The defendants challenge this amount as embellished.
 26/7/2016 – Sealed copy of judgment received by the claimant – no amount claimed.
 Preparation of submissions for costs research, drafting (application, affidavit, submissions, bill of costs), printing, paper, clerk labour, filing – $2500.00.
 The defendants contended that, on the bill of costs, the award sought is embellished, as the claimant did not specify how many pages were printed or how counsel arrived at that figure. Moreover, they averred that they are uncertain as to what the term ‘clerk labour’ means, and asked the court to award a reasonable figure in all the circumstances.
 Hearing of assessment of costs – $1500.00.
General submissions on the bill of costs
 The claimant put forward that counsel made every effort to discuss a reasonable settlement with counsel for the defendants who could not see costs beyond 2% of the amount claimed. As a result of counsel’s failed attempts, the claimant relies on the court for assessment. The claimant cited the case of Otto Sam v The Public Service Board of Appeal  in which Moise M. (as he then was) awarded the claimant costs in the sum of $33,480.00 as costs in the cause. The claimant succeeded in a claim for judicial review of the defendant’s decision to dismiss him from the office of head teacher in the Ministry of Education, St. Vincent and the Grenadines. Being satisfied that each item in the bill of costs was reasonably incurred, the learned master did not find it necessary to address each item in turn.
 Learned counsel for the claimant made an impassioned plea for the court to determine that the bill of costs is fair and reasonable in light of the fact that the claimant had to battle 5 defendants including the all-powerful State machinery and the Catholic Church.
 Learned counsel for the defendants asserted that this case is distinguishable from the Otto Sam case, which involved far greater complexity.
 The defendants were adamant that the claimant did not specify how the final quantum for each item was arrived at as required by CPR 65.12(4). The Rule mandates that an application for assessment of costs “must be accompanied by a bill or other document showing the sum in which the court is being asked to assess the costs and how such sum was calculated”. On May 26, 2020 the court ordered the claimant to file supplemental submissions which was done on May 29, 2020. However, the defendants pointed out that the claimant failed to amend the bill of costs to reflect the requirements of CPR 65.12(4). They referred to the case of Dawn Emberson Bain v Tortola Investment Trust Limited.  In that case, the Court of Appeal set aside the order of the learned master who proceeded to assess costs without ‘sufficient material available to do so’.

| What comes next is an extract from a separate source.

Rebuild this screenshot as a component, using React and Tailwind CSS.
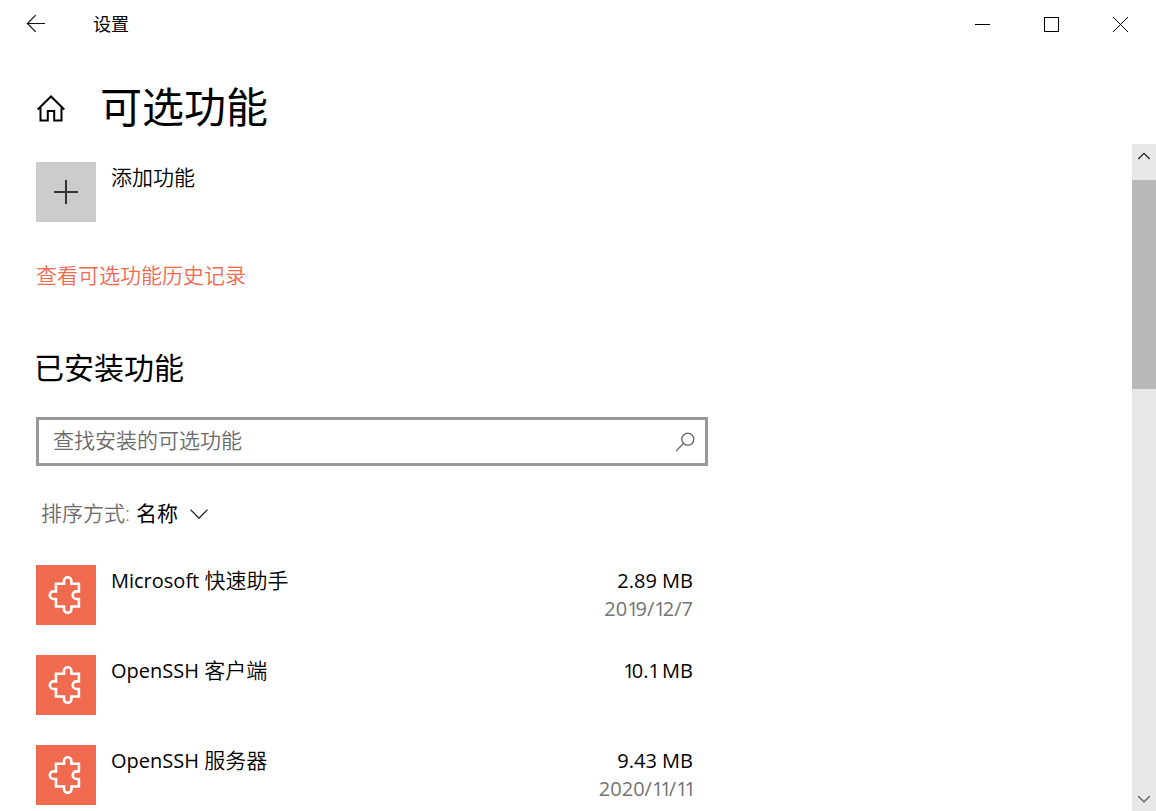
import React from "react";

const features = [
  { latin: "Microsoft", name: "快速助手", size: "2.89 MB", date: "2019/12/7" },
  { latin: "OpenSSH", name: "客户端", size: "10.1 MB", date: "" },
  { latin: "OpenSSH", name: "服务器", size: "9.43 MB", date: "2020/11/11" },
];

function PuzzleIcon() {
  return (
    <svg width="60" height="60" viewBox="0 0 60 60" fill="none" stroke="#fff" strokeWidth="2.6">
      <path d="M20 18.8H28V16a3.7 3.7 0 0 1 7.4 0V18.8H42.9V26.4H40.5a3.8 3.8 0 0 0 0 7.6H42.9V41.5H35.4V44.2a3.7 3.7 0 0 1-7.4 0V41.5H20V34H17.6a3.8 3.8 0 0 1 0-7.6H20Z" />
    </svg>
  );
}

function TitleBar() {
  return (
    <header className="flex h-12 shrink-0 items-center">
      <svg className="ml-[26px]" width="20" height="20" viewBox="0 0 20 20" fill="none" stroke="#111" strokeWidth="1.2">
        <path d="M19 9.5H1.5M9.7 1.2L1.4 9.5L9.7 17.8" />
      </svg>
      <span className="ml-[47px] text-[18px] leading-[24px]">设置</span>
      <div className="mr-[28px] ml-auto flex items-center gap-[54px] text-black">
        <svg width="15" height="15" viewBox="0 0 15 15" stroke="currentColor" shapeRendering="crispEdges">
          <path d="M0 7.5H15" />
        </svg>
        <svg width="15" height="15" viewBox="0 0 15 15" fill="none" stroke="currentColor" shapeRendering="crispEdges">
          <path d="M.5 .5H14.5V14.5H.5Z" />
        </svg>
        <svg width="15" height="15" viewBox="0 0 15 15" stroke="currentColor">
          <path d="M0 0L15 15M15 0L0 15" />
        </svg>
      </div>
    </header>
  );
}

function Scrollbar() {
  return (
    <div className="flex w-6 shrink-0 flex-col bg-[#e8e8e8]">
      <svg className="h-9 w-6 shrink-0" viewBox="0 0 24 36" fill="none" stroke="#222" strokeWidth="1.3">
        <path d="M6.3 15L12 9.3L17.7 15" />
      </svg>
      <div className="h-[209px] bg-[#b9b9b9]" />
      <svg className="mt-auto h-6 w-6 shrink-0" viewBox="0 0 24 24" fill="none" stroke="#555" strokeWidth="1.3">
        <path d="M6.3 9.2L12 14.9L17.7 9.2" />
      </svg>
    </div>
  );
}

// Sets the digit 1 tighter than the other figures.
function Figures({ text }) {
  return text.split(/(1)/).map((part, i) =>
    part === "1" ? (
      <span key={i} className="tracking-[-3px]">
        1
      </span>
    ) : (
      part
    ),
  );
}

function FeatureRow({ latin, name, size, date }) {
  return (
    <li className="flex h-[60px]">
      <div className="h-[60px] w-[60px] shrink-0 bg-[#f06a50]">
        <PuzzleIcon />
      </div>
      <span className="ml-[15px] pt-px leading-[28px]">
        {latin} <span className="text-[21px] font-[350]">{name}</span>
      </span>
      <div className="mr-[15px] ml-auto pt-[2px] text-right leading-[28px]">
        <div>
          <Figures text={size} />
        </div>
        <div className="text-[#737373]">
          <Figures text={date} />
        </div>
      </div>
    </li>
  );
}

export default function App() {
  return (
    <div className="flex h-[811px] w-[1156px] flex-col overflow-hidden bg-white font-['Open_Sans','Noto_Sans_CJK_SC',sans-serif] text-[20px] font-normal whitespace-nowrap text-black">
      <TitleBar />
      <div className="flex h-24 shrink-0 items-center pt-[22px] pl-[36px]">
        <svg className="mt-[4px]" width="30" height="30" viewBox="0 0 30 30" fill="none" stroke="#000" strokeWidth="2">
          <path d="M1.7 15.5L15 2.5L28.3 15.5M4.5 13V26.5H11.8V17H18.2V26.5H25.5V13" />
        </svg>
        <h1 className="ml-[34px] text-[42px] leading-[56px]">可选功能</h1>
      </div>
      <div className="flex min-h-0 flex-1">
        <main className="flex min-w-0 flex-1 flex-col items-start overflow-hidden pl-[36px]">
          <button className="mt-[18px] flex h-[60px] shrink-0 text-left text-[21px]">
            <span className="h-[60px] w-[60px] bg-[#ccc]">
              <svg width="60" height="60" viewBox="0 0 60 60" stroke="#333" strokeWidth="2">
                <path d="M18 30H42M30 18V42" />
              </svg>
            </span>
            <span className="ml-[15px] pt-px leading-[28px] font-[350]">添加功能</span>
          </button>
          <a className="mt-[39px] shrink-0 text-[21px] leading-[28px] font-[350] text-[#f06a50]">查看可选功能历史记录</a>
          <h2 className="-ml-[2px] mt-[59px] shrink-0 text-[30px] leading-[40px]">已安装功能</h2>
          <div className="mt-[29px] flex h-[49px] w-[672px] shrink-0 items-center border-3 border-[#999] pb-[2px] pl-[14px]">
            <span className="-mt-[2px] text-[21px] leading-[28px] font-[350] text-[#6b6b6b]">查找安装的可选功能</span>
            <svg className="mt-[2px] mr-[10px] ml-auto" width="20" height="20" viewBox="0 0 20 20" fill="none" stroke="#666" strokeWidth="1.3">
              <circle cx="12.8" cy="7.2" r="6" />
              <path d="M8.5 11.5L1 19" />
            </svg>
          </div>
          <div className="mt-[33px] ml-[5px] flex h-[28px] shrink-0 items-center text-[21px] leading-[28px] font-[350]">
            <span className="text-[#6b6b6b]">排序方式:</span>
            <span className="ml-[6px] font-normal">名称</span>
            <svg className="mt-px ml-[12px]" width="18" height="10" viewBox="0 0 18 10" fill="none" stroke="#111" strokeWidth="1.2">
              <path d="M.5 .7L9 9.2L17.5 .7" />
            </svg>
          </div>
          <ul className="mt-[38px] flex w-[672px] shrink-0 flex-col gap-[30px]">
            {features.map((f) => (
              <FeatureRow key={f.name} {...f} />
            ))}
          </ul>
        </main>
        <Scrollbar />
      </div>
    </div>
  );
}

 The defendants also brought the court’s attention to the case of Bally and Bally Investment Ltd v Comptroller of Customs and Excise and The Attorney General  in which the court awarded the claimant costs in the sum of $15,700.00 on an item by item approach in a claim for judicial review.
 In coming to a determination as to what is a reasonable amount to award as costs in this matter, I have decided that, in the circumstances of this case, it is prudent to order an overall sum as costs in the cause. For the most part, the claimant has given no proper account of the costs claimed. This makes it difficult for the court to come to a conclusion on the reasonableness of most of the amounts claimed. It is evident that over the course of the proceedings a great deal of preparation and several court hearings were necessary. I am of the view, however, that some of the amounts claimed, particularly for chamber hearings, are excessive. Whereas the bill of costs and submissions spell out the work done, there is no method of calculation to explain how the claimant arrived at the amount claimed for most items. Further, in several instances, disbursements were lumped together with legal fees. In the premises, I cannot conclude that most of the amounts claimed in the bill of costs were reasonable.

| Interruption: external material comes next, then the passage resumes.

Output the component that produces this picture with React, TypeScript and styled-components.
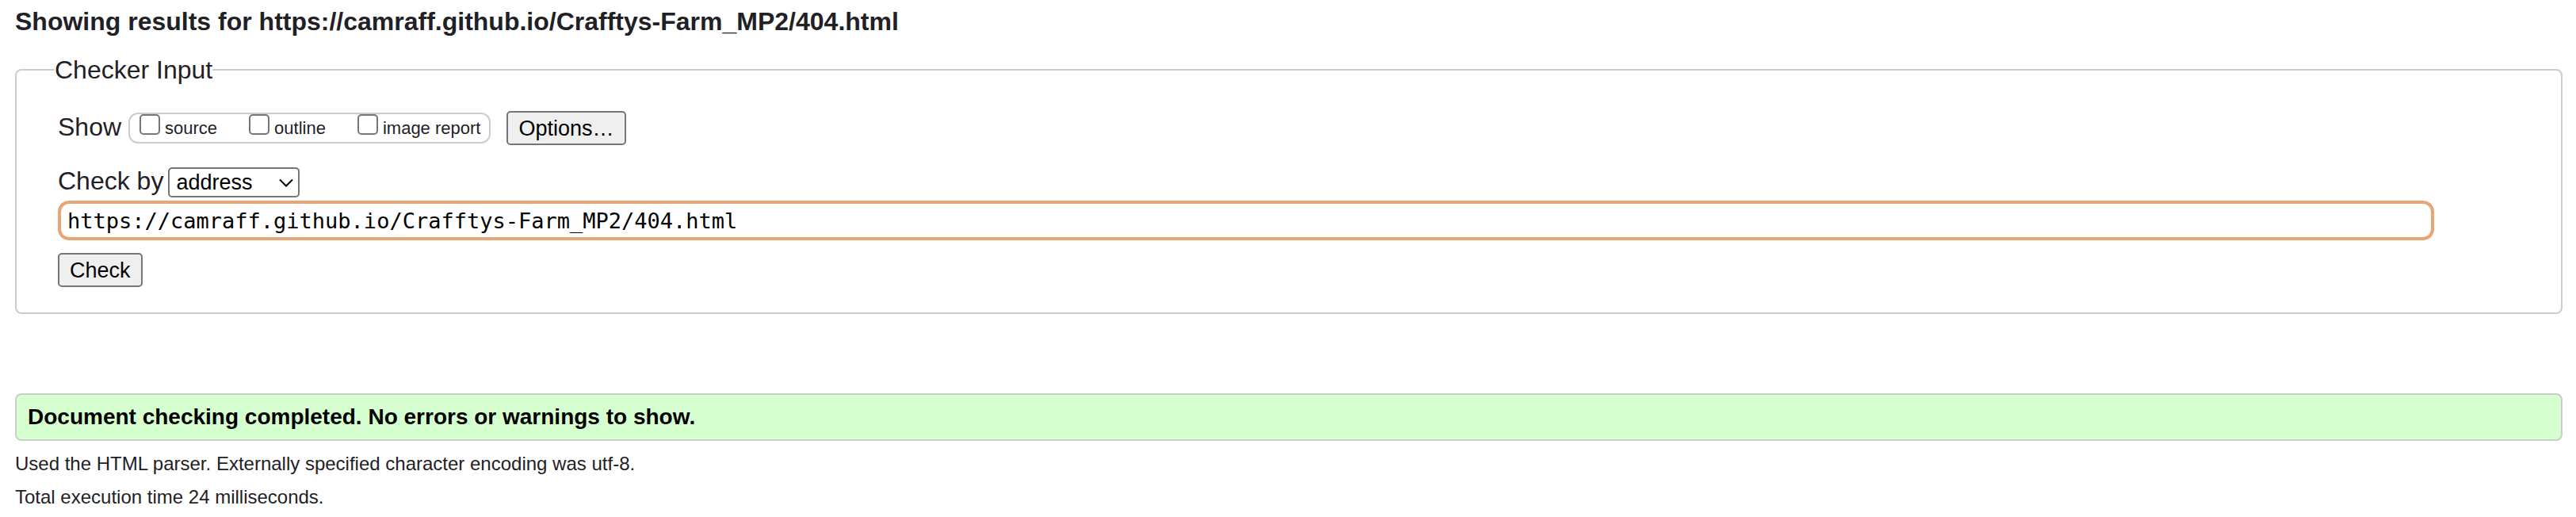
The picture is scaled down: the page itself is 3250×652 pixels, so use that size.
import React from "react";
import styled, { createGlobalStyle } from "styled-components";

const GlobalStyle = createGlobalStyle`
  *, *::before, *::after { box-sizing: border-box; }
  body {
    margin: 0;
    background: #fff;
    color: #1f2126;
    font-family: "Liberation Sans", Arial, Helvetica, sans-serif;
    font-size: 32px;
    line-height: 36px;
  }
`;

const Page = styled.div`
  padding: 9px 17px 0 19px;
`;

const Title = styled.h1`
  margin: 0;
  font-size: 32px;
  line-height: 36px;
  font-weight: bold;
`;

const CheckerForm = styled.form`
  margin: 25px 0 100px;
`;

const Fieldset = styled.fieldset`
  margin: 0;
  min-width: 0;
  padding: 34px 160px 32px 52px;
  border: 2px solid #ccc;
  border-radius: 8px;
`;

const Legend = styled.legend`
  margin-left: -4px;
  padding: 0;
`;

const Row = styled.div`
  display: flex;
  align-items: center;
`;

const ShowRow = styled(Row)`
  height: 43px;
  margin-bottom: 28px;
`;

const AddressRow = styled(Row)`
  gap: 6px;
  height: 38px;
  margin-bottom: 4px;
`;

const RowTitle = styled.span`
  padding-bottom: 4px;
`;

const ShowGroup = styled.div`
  display: flex;
  gap: 40px;
  height: 39px;
  margin: 0 20px 0 9px;
  padding: 0 11px 0 12px;
  border: 2px solid #ccc;
  border-radius: 12px;
`;

const CheckLabel = styled.label`
  display: flex;
  gap: 6px;
  font-size: 22px;
  line-height: 36px;
`;

const Checkbox = styled.input`
  appearance: none;
  width: 26px;
  height: 26px;
  margin: 0;
  border: 2px solid #767676;
  border-radius: 5px;
  background: #fff;
  &:checked { background: #767676; }
`;

const Button = styled.button`
  height: 43px;
  padding: 0 13px;
  border: 2px solid #767676;
  border-radius: 5px;
  background: #efefef;
  color: #000;
  font-family: inherit;
  font-size: 27px;
  line-height: 36px;
`;

const SelectWrap = styled.div`
  position: relative;
  height: 38px;
`;

const Select = styled.select`
  appearance: none;
  display: block;
  width: 166px;
  height: 38px;
  padding: 0 36px 0 8px;
  border: 2px solid #767676;
  border-radius: 5px;
  background: #fff;
  color: #000;
  font-family: inherit;
  font-size: 27px;
  line-height: 34px;
`;

const Chevron = styled.svg`
  position: absolute;
  top: 14px;
  right: 8px;
  pointer-events: none;
`;

const AddressInput = styled.input`
  display: block;
  width: 100%;
  height: 50px;
  margin: 0 0 16px;
  padding: 0 8px;
  border: 4px solid #e8a576;
  border-radius: 14px;
  outline: none;
  background: #fff;
  color: #000;
  font-family: "DejaVu Sans Mono", monospace;
  font-size: 27px;
`;

const Success = styled.p`
  margin: 0 0 11px;
  padding: 10px 14px;
  border: 2px solid #ccc;
  border-radius: 8px;
  background: #d6ffd0;
  color: #000;
  font-size: 28px;
  line-height: 36px;
  font-weight: bold;
`;

const Detail = styled.p`
  margin: 0 0 6px;
  font-size: 24px;
  line-height: 36px;
`;

const showOptions = ["source", "outline", "image report"];

export default function App() {
  return (
    <>
      <GlobalStyle />
      <Page>
        <Title>Showing results for https://camraff.github.io/Crafftys-Farm_MP2/404.html</Title>
        <CheckerForm onSubmit={(e) => e.preventDefault()}>
          <Fieldset>
            <Legend>Checker Input</Legend>
            <ShowRow>
              <RowTitle>Show</RowTitle>
              <ShowGroup role="group" aria-label="Show">
                {showOptions.map((name) => (
                  <CheckLabel key={name}>
                    <Checkbox type="checkbox" name={name} />
                    {name}
                  </CheckLabel>
                ))}
              </ShowGroup>
              <Button type="button">Options…</Button>
            </ShowRow>
            <AddressRow>
              <RowTitle as="label" htmlFor="method">Check by</RowTitle>
              <SelectWrap>
                <Select id="method" defaultValue="address">
                  <option value="address">address</option>
                  <option value="file upload">file upload</option>
                  <option value="text input">text input</option>
                </Select>
                <Chevron width="18" height="12" viewBox="0 0 18 12" fill="none" stroke="#000" strokeWidth="2" aria-hidden="true">
                  <path d="M1 1.5 L9 9.5 L17 1.5" />
                </Chevron>
              </SelectWrap>
            </AddressRow>
            <AddressInput
              type="url"
              aria-label="Address"
              defaultValue="https://camraff.github.io/Crafftys-Farm_MP2/404.html"
            />
            <Button type="submit">Check</Button>
          </Fieldset>
        </CheckerForm>
        <Success>Document checking completed. No errors or warnings to show.</Success>
        <Detail>Used the HTML parser. Externally specified character encoding was utf-8.</Detail>
        <Detail>Total execution time 24 milliseconds.</Detail>
      </Page>
    </>
  );
}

 The claimant was ordered to file supplemental submissions on the assessment but the additional submissions filed did not assist the court any further in determining the quantification mechanism adopted by the claimant. In the face of the lack of methodology, the defendants still urged the court to award a reasonable amount.
 Having considered the factors in CPR 65.2(3) and scrutinised the bill of costs, and having digested the written and oral submissions of the parties, I conclude that a reasonable amount to award the claimant in this matter is $18,500.00.
 It is hereby ordered as follows:
(i) The defendants shall pay the claimant costs assessed in the sum of $18,500 within 60 days of today’s date.
(ii) The defendants shall pay the claimant costs of the application for assessment of costs in
the sum of $1500.00 within 60 days of today’s date.